Je pense par ailleurs qu’il n’y a pas d’écologie sans juste redistribution des richesses il s’agit là de la définition de l’écologie politique. Cette écologie politique doit répondre aux interrogations suivantes : Qui pollue ? Qui subit ? Qui est d’abord pénalisé ? Qui devrait être prioritaire au regard de sa fragilité ? À qui profite le crime ?


La justice sociale et la justice climatique vont dans le même sens. Faire la justice sociale c’est faire peser la responsabilité sur les bonnes personnes et non de faire peser le poids de cette transition écologique sur les classes moyennes et plus pauvres. Aujourd’hui, je tiens à le rappeler, même si nous nous y mettons tous, nous baisserons que de 20% nos émissions ce qui reste insignifiant comparé au 55% demandé par le GIEC.

Quel est le rôle de la jeunesse dans la conservation et la préservation de notre environnement en sachant que nous sommes dans une période charnière ?

Elle est déjà consciente et elle est à l’origine des mouvements sur le climat. Elle a de fait un rapport à la planète différent et la voit plus comme certains de nos ancêtres ou certaines tribus indigènes qui la voient comme une responsabilité qui nous a été confiée plutôt que comme une marchandise ou comme des ressources dont on pourrait tirer profit. La logique qui a motivé le système dans lequel nous vivons et qui nous mène à notre perte leur est complètement aberrante.
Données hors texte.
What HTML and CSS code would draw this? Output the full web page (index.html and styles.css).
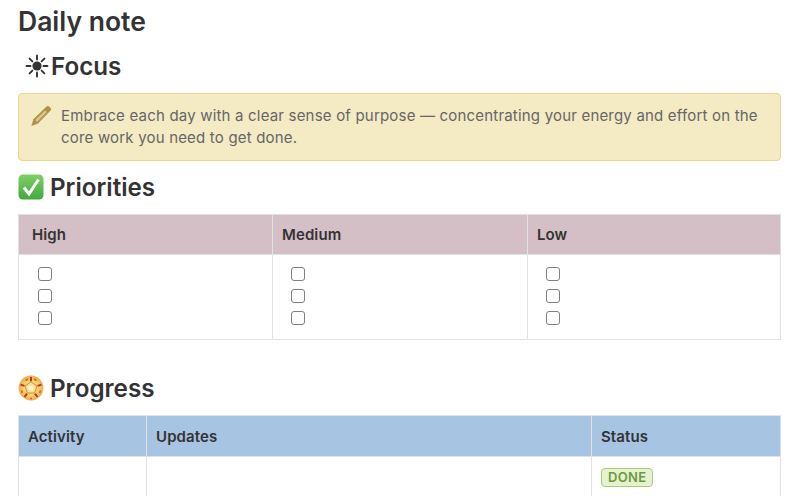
FILE: index.html
```html
<!DOCTYPE html>
<html lang="en">
<head>
    <meta charset="UTF-8">
    <title>Daily note</title>
    <link rel="stylesheet" href="styles.css">
</head>
<body>
<div class="page">
    <h1 class="title">Daily note</h1>

    <h2 class="heading heading-focus">
        <svg class="icon-sun" viewBox="0 0 24 24" width="24" height="24">
            <circle cx="12" cy="12" r="4.6" fill="#333"/>
            <g stroke="#333" stroke-width="1.9" stroke-linecap="round">
                <path d="M12 1.5v4M12 18.5v4M1.5 12h4M18.5 12h4M4.6 4.6l2.8 2.8M16.6 16.6l2.8 2.8M4.6 19.4l2.8-2.8M16.6 7.4l2.8-2.8"/>
            </g>
        </svg>Focus
    </h2>

    <div class="callout">
        <svg class="icon-pencil" viewBox="0 0 22 22" width="22" height="22">
            <path d="M16.5 1.500a2 2 0 0 1 2.500 0l1.600 1.500a2 2 0 0 1 0 2.600L8 18.400 1.400 21l2-6.800z" fill="#ae9344"/>
            <path d="M15 5.400l1.800 1.700L7.200 16.800l-2-1.600z" fill="#f5ebc4" opacity=".6"/>
        </svg>
        <p>Embrace each day with a clear sense of purpose — concentrating your energy and effort on the core work you need to get done.</p>
    </div>

    <h2 class="heading">
        <svg class="icon-emoji" viewBox="0 0 26 26" width="26" height="26">
            <defs>
                <linearGradient id="checkGreen" x1="0" y1="0" x2="0" y2="1">
                    <stop offset="0" stop-color="#7fd066"/>
                    <stop offset="1" stop-color="#42a83f"/>
                </linearGradient>
            </defs>
            <rect x="0.5" y="0.5" width="25" height="25" rx="4.5" fill="url(#checkGreen)"/>
            <path d="M6 13.500l5 6.500L20.500 5.500" fill="none" stroke="#fff" stroke-width="3"/>
        </svg>Priorities
    </h2>

    <table class="grid grid-priorities">
        <colgroup><col class="col-high"><col class="col-medium"><col></colgroup>
        <thead>
            <tr><th>High</th><th>Medium</th><th>Low</th></tr>
        </thead>
        <tbody>
            <tr>
                <td>
                    <span class="check"></span>
                    <span class="check"></span>
                    <span class="check"></span>
                </td>
                <td>
                    <span class="check"></span>
                    <span class="check"></span>
                    <span class="check"></span>
                </td>
                <td>
                    <span class="check"></span>
                    <span class="check"></span>
                    <span class="check"></span>
                </td>
            </tr>
        </tbody>
    </table>

    <h2 class="heading heading-progress">
        <svg class="icon-emoji" viewBox="0 0 26 26" width="26" height="26">
            <defs>
                <radialGradient id="wheelGold">
                    <stop offset="0" stop-color="#fff2b0"/>
                    <stop offset=".6" stop-color="#f8d273"/>
                    <stop offset="1" stop-color="#eeaa4a"/>
                </radialGradient>
            </defs>
            <circle cx="13" cy="13" r="12.400" fill="url(#wheelGold)"/>
            <path d="M13 6.800l5.900 4.300-2.300 6.900H9.400l-2.300-6.900z" fill="#fbe08e" stroke="#d98a3a" stroke-width="1"/>
            <path d="M13 2v4.200M23.500 9.600l-4 1.300M19.500 22l-2.500-3.400M6.500 22l2.500-3.400M2.500 9.600l4 1.300" stroke="#b93a1c" stroke-width="2"/>
            <path d="M10 4l-2.500 1.500M16 4l2.500 1.500M22.500 15.500l-.8 2.600M3.500 15.500l.8 2.600M12 23.500h2" stroke="#d0662a" stroke-width="1.600"/>
            <circle cx="13" cy="13" r="2.600" fill="#fff7d2"/>
        </svg>Progress
    </h2>

    <table class="grid grid-progress">
        <colgroup><col class="col-activity"><col class="col-updates"><col></colgroup>
        <thead>
            <tr><th>Activity</th><th>Updates</th><th>Status</th></tr>
        </thead>
        <tbody>
            <tr>
                <td></td>
                <td></td>
                <td><span class="badge">DONE</span></td>
            </tr>
        </tbody>
    </table>
</div>
</body>
</html>
```

FILE: styles.css
```css
html, body {
    height: 100%;
}

body {
    margin: 0;
    overflow: hidden;
    background: #fff;
    color: #333;
    font-family: Inter, "Liberation Sans", sans-serif;
}

.page {
    padding: 5px 19px 0 18px;
}

.title {
    margin: 0;
    font-size: 26.5px;
    line-height: 32px;
    font-weight: 600;
}

.heading {
    display: flex;
    align-items: center;
    gap: 6px;
    margin: 0;
    height: 34px;
    font-size: 24.2px;
    font-weight: 600;
}

.heading-focus {
    margin: 12px 0 10px 7px;
    gap: 2px;
}

.heading-progress {
    margin-top: 31px;
}

.icon-emoji {
    flex: none;
}

.callout {
    display: flex;
    align-items: flex-start;
    gap: 9px;
    box-sizing: border-box;
    height: 68px;
    margin-bottom: 9px;
    padding: 11px;
    background: #f4eac3;
    border: 1px solid #ead68a;
    border-radius: 4px;
    color: #666;
    font-size: 15px;
    line-height: 22px;
    letter-spacing: .19px;
}

.callout p {
    margin: 0;
}

.icon-pencil {
    flex: none;
}

.grid {
    width: 763px;
    margin-top: 10px;
    border-collapse: collapse;
    table-layout: fixed;
    font-size: 15px;
}

.grid th,
.grid td {
    box-sizing: border-box;
    border: 1px solid #e2e2e2;
    text-align: left;
    vertical-align: top;
}

.grid th {
    height: 40px;
    padding: 0 9px;
    font-weight: 600;
    letter-spacing: .1px;
    vertical-align: middle;
}

.grid-priorities th {
    background: #d5bfc7;
}

.grid-priorities th:first-child {
    padding-left: 13px;
}

.grid-priorities td {
    height: 85px;
    padding: 12px 18px 0;
}

.grid-priorities td:first-child {
    padding-left: 19px;
}

.col-high {
    width: 254px;
}

.col-medium {
    width: 255px;
}

.check {
    display: block;
    box-sizing: border-box;
    width: 14px;
    height: 14px;
    margin-bottom: 8px;
    background: #fff;
    border: 1px solid #808080;
    border-radius: 3px;
}

.grid-progress th {
    height: 41px;
    background: #a7c4e2;
}

.grid-progress td {
    height: 60px;
    padding: 11px 9px;
}

.col-activity {
    width: 128px;
}

.col-updates {
    width: 445px;
}

.badge {
    display: block;
    width: max-content;
    padding: 0 6px;
    background: #e6f2ce;
    border: 1px solid #a9cd7e;
    border-radius: 4px;
    color: #6a9a3e;
    font-size: 13px;
    line-height: 17px;
    font-weight: 600;
    letter-spacing: .3px;
}
```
A ce titre, il y a une vraie rupture. 


Souvent cette logique suit le même schéma : on se rend compte de l’urgence de la situation puis on essaie d’agir à son échelle puis on comprend un peu comment ça fonctionne et quand le problème devient systémique, on arrive à notre limite de l’action individuelle et de l’engagement politique parce qu’on se rend compte de l’importance des décisions prises à l’échelle territoriale, nationale ou même européenne. Le débouché et le combat est inévitablement politique.

*Sabrina Benmokhtar est Conseillère Municipale Déléguée à la Jeunesse de la Ville de Nancy. Elle a milité auprès de Benoit Hamon, ancien ministre de l’Éducation national mais également au sein du parti Écologie – Les Verts.